Problem requirements = Scan the data below. Pull out each line where "this" occurs.

Recorded information =
|---|
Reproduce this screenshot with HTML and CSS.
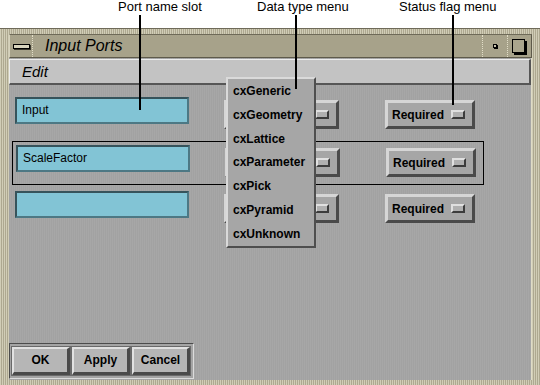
FILE: index.html
```html
<!DOCTYPE html>
<html>
<head>
<meta charset="utf-8">
<link rel="stylesheet" href="styles.css">
</head>
<body>
<div class="page">
  <div class="annot">
    <span class="label l1">Port name slot</span>
    <span class="label l2">Data type menu</span>
    <span class="label l3">Status flag menu</span>
  </div>
  <div class="window">
    <div class="titlebar">
      <div class="tb-menu"><span class="bar"></span></div>
      <div class="tb-title">Input Ports</div>
      <div class="tb-min"><span class="dot"></span></div>
      <div class="tb-max"><span class="sq"></span></div>
    </div>
    <div class="client">
      <div class="menubar"><span class="menu-edit">Edit</span></div>
      <div class="content">
        <div class="row">
          <div class="field">Input</div>
          <div class="opt type"><span class="ind"></span></div>
          <div class="opt status">Required<span class="ind"></span></div>
        </div>
        <div class="row framed">
          <div class="field">ScaleFactor</div>
          <div class="opt type"><span class="ind"></span></div>
          <div class="opt status">Required<span class="ind"></span></div>
        </div>
        <div class="row last">
          <div class="field"></div>
          <div class="opt type"><span class="ind"></span></div>
          <div class="opt status">Required<span class="ind"></span></div>
        </div>
        <div class="actions">
          <div class="btn">OK</div>
          <div class="btn">Apply</div>
          <div class="btn">Cancel</div>
        </div>
      </div>
    </div>
  </div>

  <div class="popup">
    <div class="item">cxGeneric</div>
    <div class="item">cxGeometry</div>
    <div class="item">cxLattice</div>
    <div class="item">cxParameter</div>
    <div class="item">cxPick</div>
    <div class="item">cxPyramid</div>
    <div class="item">cxUnknown</div>
  </div>

  <div class="leader ld1"></div>
  <div class="leader ld2"></div>
  <div class="leader ld3"></div>
</div>
</body>
</html>
```

FILE: styles.css
```css
* { box-sizing: border-box; }
html, body { margin: 0; padding: 0; background: #ffffff; }
body { font-family: "Liberation Sans", Arial, sans-serif; }

.page {
  position: relative;
  width: 540px;
  height: 385px;
  overflow: hidden;
  background: #ffffff;
}

/* annotation band */
.annot {
  position: relative;
  height: 28px;
  background: #ffffff;
}
.label {
  position: absolute;
  top: 0;
  font-size: 13px;
  line-height: 13px;
  color: #000;
  white-space: nowrap;
}
.l1 { left: 118px; }
.l2 { left: 257px; }
.l3 { left: 399px; }

.leader {
  position: absolute;
  width: 2px;
  background: #000;
  top: 15px;
  z-index: 5;
}
.ld1 { left: 139px; height: 95px; }
.ld2 { left: 295px; height: 74px; }
.ld3 { left: 452px; height: 90px; }

/* window frame */
.window {
  height: 357px;
  border-top: 1px solid #6f6b5a;
  padding: 5px 8px 5px 9px;
  background-color: #bdb8a0;
  background-image: repeating-linear-gradient(90deg, rgba(255,255,235,0.3) 0 1px, rgba(110,104,80,0.2) 1px 2px);
  display: flex;
  flex-direction: column;
}

.titlebar {
  height: 24px;
  display: flex;
  background: #a7a28a;
  border-top: 1px solid #6e6a58;
  border-left: 1px solid #d6d2bc;
  border-right: 1px solid #5e5a4a;
  border-bottom: 1px solid #5e5a4a;
}
.tb-menu {
  width: 23px;
  border-right: 1px dotted #e2dec8;
  display: flex;
  align-items: center;
  justify-content: center;
}
.tb-menu .bar {
  width: 17px;
  height: 5px;
  border: 1px solid #000;
  background: #d8d4be;
  box-shadow: 1px 1px 0 #3a382e;
}
.tb-title {
  flex: 1;
  padding-left: 12px;
  font-size: 16px;
  font-style: italic;
  line-height: 21px;
  color: #000;
}
.tb-min {
  width: 25px;
  border-left: 1px dotted #e2dec8;
  display: flex;
  align-items: center;
  justify-content: center;
}
.tb-min .dot {
  width: 4px;
  height: 4px;
  border: 1px solid #000;
  background: #c8c4ae;
  box-shadow: 1px 1px 0 #000;
}
.tb-max {
  width: 24px;
  border-left: 1px dotted #e2dec8;
  display: flex;
  align-items: center;
  justify-content: center;
}
.tb-max .sq {
  width: 13px;
  height: 14px;
  border: 1px solid #000;
  background: #aaa58d;
  box-shadow: 2px 2px 0 #000;
  margin-right: 2px;
  margin-bottom: 1px;
}

/* client */
.client {
  flex: 1;
  display: flex;
  flex-direction: column;
  background-color: #a4a4a4;
  background-image: repeating-linear-gradient(90deg, #a2a2a2 0 1px, #a7a7a7 1px 2px);
  border-right: 1px solid #e0dcc6;
}
.menubar {
  height: 26px;
  margin-top: 1px;
  background: #c3c3c3;
  border-top: 1px solid #ececec;
  border-left: 1px solid #ececec;
  border-right: 2px solid #565656;
  border-bottom: 2px solid #565656;
  padding-left: 12px;
}
.menu-edit {
  font-size: 15px;
  font-style: italic;
  line-height: 23px;
  color: #000;
}

.content {
  flex: 1;
  display: flex;
  flex-direction: column;
  padding: 12px 0 0 3px;
}

.row {
  display: flex;
  align-items: flex-start;
  padding-left: 3px;
  height: 32px;
}
.row.framed {
  margin-top: 12px;
  height: 44px;
  width: 472px;
  border: 1px solid #000;
  padding: 3px 0 0 3px;
}
.row.last {
  margin-top: 6px;
  height: 34px;
}

.field {
  width: 174px;
  height: 27px;
  background: #82c4d5;
  border-top: 2px solid #36535b;
  border-left: 2px solid #36535b;
  border-right: 2px solid #4d7884;
  border-bottom: 2px solid #4d7884;
  font-size: 12px;
  line-height: 23px;
  padding-left: 5px;
  color: #000;
}

.opt {
  height: 29px;
  margin-top: 3px;
  display: flex;
  align-items: center;
  justify-content: space-between;
  background: #a6a6a6;
  border-top: 3px solid #d6d6d6;
  border-left: 3px solid #d6d6d6;
  border-right: 3px solid #4a4a4a;
  border-bottom: 3px solid #4a4a4a;
  font-size: 12px;
  font-weight: bold;
  color: #000;
  padding: 0 7px 0 4px;
}
.opt.type {
  width: 115px;
  margin-left: 35px;
}
.opt.status {
  width: 90px;
  margin-left: 46px;
}
.opt.type .ind { margin-left: auto; }
.ind {
  width: 14px;
  height: 9px;
  background: #b0b0b0;
  border-top: 2px solid #e0e0e0;
  border-left: 2px solid #e0e0e0;
  border-right: 2px solid #3c3c3c;
  border-bottom: 2px solid #3c3c3c;
}

/* bottom action area */
.actions {
  margin-top: auto;
  margin-left: -3px;
  margin-bottom: 1px;
  width: 185px;
  height: 36px;
  display: flex;
  gap: 2px;
  padding: 3px 0 0 2px;
  border-top: 1px solid #4c4c4c;
  border-left: 1px solid #4c4c4c;
  border-right: 1px solid #dcdcdc;
  border-bottom: 1px solid #dcdcdc;
  background: #a4a4a4;
}
.btn {
  width: 58px;
  height: 28px;
  background: #b6b6b6;
  border-top: 2px solid #e2e2e2;
  border-left: 2px solid #e2e2e2;
  border-right: 3px solid #4a4a4a;
  border-bottom: 3px solid #4a4a4a;
  outline: 1px solid #6a6a6a;
  font-size: 12px;
  font-weight: bold;
  text-align: center;
  line-height: 22px;
  color: #000;
}

/* popup menu (overlay) */
.popup {
  position: absolute;
  left: 226px;
  top: 77px;
  width: 90px;
  height: 171px;
  background: #a6a6a6;
  border-top: 2px solid #dadada;
  border-left: 2px solid #dadada;
  border-right: 2px solid #4e4e4e;
  border-bottom: 2px solid #4e4e4e;
  padding-top: 1px;
  z-index: 4;
}
.item {
  height: 23.8px;
  line-height: 23px;
  padding-left: 5px;
  font-size: 12px;
  font-weight: bold;
  color: #000;
  white-space: nowrap;
}
```
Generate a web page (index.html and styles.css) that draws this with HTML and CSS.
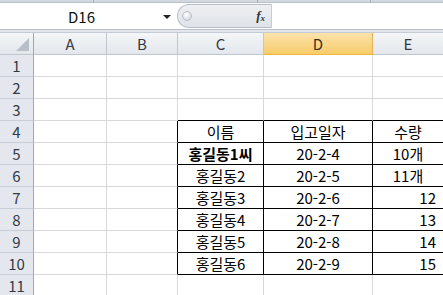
FILE: index.html
```html
<!DOCTYPE html>
<html lang="ko">
<head>
  <meta charset="UTF-8">
  <title>Sheet1</title>
  <link rel="stylesheet" href="styles.css">
</head>
<body>
  <div class="ribbon-edge">
    <span class="tick t1"></span><span class="tick t2"></span><span class="tick t3"></span>
  </div>
  <div class="formula-bar">
    <div class="name-box">
      <span class="name">D16</span>
      <span class="arrow"></span>
    </div>
    <div class="splitter">
      <span class="knob"></span>
      <span class="fx">f<sub>x</sub></span>
    </div>
    <div class="formula-input"></div>
  </div>
  <div class="bar-gap"></div>

  <div class="sheet">
    <div class="hd corner"><span class="tri"></span></div>
    <div class="hd col">A</div>
    <div class="hd col">B</div>
    <div class="hd col">C</div>
    <div class="hd col sel">D</div>
    <div class="hd col">E</div>

    <div class="hd row">1</div><div class="c"></div><div class="c"></div><div class="c"></div><div class="c"></div><div class="c"></div>
    <div class="hd row">2</div><div class="c"></div><div class="c"></div><div class="c"></div><div class="c"></div><div class="c"></div>
    <div class="hd row">3</div><div class="c"></div><div class="c"></div><div class="c tb"></div><div class="c tb"></div><div class="c tb"></div>

    <div class="hd row">4</div><div class="c"></div><div class="c tr"></div>
    <div class="c t mid">이름</div><div class="c t mid">입고일자</div><div class="c t mid">수량</div>

    <div class="hd row">5</div><div class="c"></div><div class="c tr"></div>
    <div class="c t mid bold">홍길동1씨</div><div class="c t mid">20-2-4</div><div class="c t mid">10개</div>

    <div class="hd row">6</div><div class="c"></div><div class="c tr"></div>
    <div class="c t mid">홍길동2</div><div class="c t mid">20-2-5</div><div class="c t mid">11개</div>

    <div class="hd row">7</div><div class="c"></div><div class="c tr"></div>
    <div class="c t mid">홍길동3</div><div class="c t mid">20-2-6</div><div class="c t num">12</div>

    <div class="hd row">8</div><div class="c"></div><div class="c tr"></div>
    <div class="c t mid">홍길동4</div><div class="c t mid">20-2-7</div><div class="c t num">13</div>

    <div class="hd row">9</div><div class="c"></div><div class="c tr"></div>
    <div class="c t mid">홍길동5</div><div class="c t mid">20-2-8</div><div class="c t num">14</div>

    <div class="hd row">10</div><div class="c"></div><div class="c tr"></div>
    <div class="c t mid">홍길동6</div><div class="c t mid">20-2-9</div><div class="c t num">15</div>

    <div class="hd row">11</div><div class="c"></div><div class="c"></div><div class="c"></div><div class="c"></div><div class="c"></div>
  </div>
</body>
</html>
```

FILE: styles.css
```css
* {
  box-sizing: border-box;
}

body {
  margin: 0;
  width: 443px;
  height: 295px;
  overflow: hidden;
  background-color: #fff;
  font-family: "Noto Sans CJK KR", "Noto Sans", sans-serif;
  color: #000;
}

/* strip left of the ribbon above the formula bar */
.ribbon-edge {
  position: relative;
  height: 3px;
  background-color: #d3d8df;
  border-bottom: 1px solid #b9c0c9;
}

.tick {
  position: absolute;
  top: 0;
  width: 1px;
  height: 3px;
  background-color: #a9b0ba;
}

.t1 { left: 93px; }
.t2 { left: 257px; }
.t3 { left: 370px; }

.formula-bar {
  display: flex;
  height: 26px;
  background-color: #fff;
}

.name-box {
  display: flex;
  align-items: center;
  width: 177px;
  padding-left: 60px;
  font-size: 15px;
  color: #111;
}

.name {
  width: 103px;
  text-align: left;
  padding-left: 8px;
}

.arrow {
  width: 0;
  height: 0;
  border-left: 4px solid transparent;
  border-right: 4px solid transparent;
  border-top: 4px solid #222;
  margin-top: 2px;
}

.splitter {
  display: flex;
  align-items: center;
  justify-content: space-between;
  width: 95px;
  padding: 0 6px 0 4px;
  background: linear-gradient(#eef0f3, #dfe3e8);
  border-radius: 12px 0 0 12px;
  border: 1px solid #b7bec8;
  border-right: 1px solid #c6ccd4;
  margin: 1px 0;
}

.knob {
  width: 10px;
  height: 10px;
  border-radius: 50%;
  background: radial-gradient(circle at 40% 35%, #fff, #c9ced6);
  border: 1px solid #b8bec7;
}

.fx {
  font-family: "Liberation Serif", serif;
  font-style: italic;
  font-weight: bold;
  font-size: 13px;
  color: #333;
}

.fx sub {
  font-size: 9px;
  vertical-align: -1px;
}

.formula-input {
  flex: 1;
  background-color: #fff;
}

.bar-gap {
  height: 4px;
  background-color: #e3e6ea;
  border-top: 1px solid #b9c0c9;
  border-bottom: 1px solid #c5ccd5;
}

.sheet {
  display: grid;
  grid-template-columns: 34px 73px 71px 86px 109px 71px;
  grid-auto-rows: 22px;
}

.hd {
  display: flex;
  align-items: center;
  justify-content: center;
  background: linear-gradient(#f4f6f8, #e3e7ec);
  border-right: 1px solid #c1c7cf;
  border-bottom: 1px solid #c1c7cf;
  font-size: 15px;
  color: #333a45;
  line-height: 1;
}

.row {
  background: #e4e8ee;
  border-bottom-color: #c7ced7;
  border-right-color: #9fa8b4;
}

.corner {
  justify-content: flex-end;
  align-items: flex-end;
  padding: 0 4px 3px 0;
  border-right-color: #9fa8b4;
}

.tri {
  width: 0;
  height: 0;
  border-left: 13px solid transparent;
  border-bottom: 13px solid #b9bfc8;
}

.sel {
  background: linear-gradient(#fbe3ac, #f7cc6a);
  border-bottom-color: #f2b63c;
  border-right-color: #e5b356;
  color: #3a3020;
}

.c {
  display: flex;
  align-items: center;
  border-right: 1px solid #d9d9d9;
  border-bottom: 1px solid #d9d9d9;
  font-size: 15px;
  line-height: 1;
  white-space: nowrap;
}

/* data block borders */
.t {
  border-right-color: #000;
  border-bottom-color: #000;
}

.tb {
  border-bottom-color: #000;
}

.tr {
  border-right-color: #000;
}

.mid {
  justify-content: center;
}

.num {
  justify-content: flex-end;
  padding-right: 7px;
}

.bold {
  font-weight: bold;
}
```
|---|
Task answer =
Reproduce this screenshot with HTML and CSS.
Generate a web page (index.html and styles.css) that draws this with HTML and CSS.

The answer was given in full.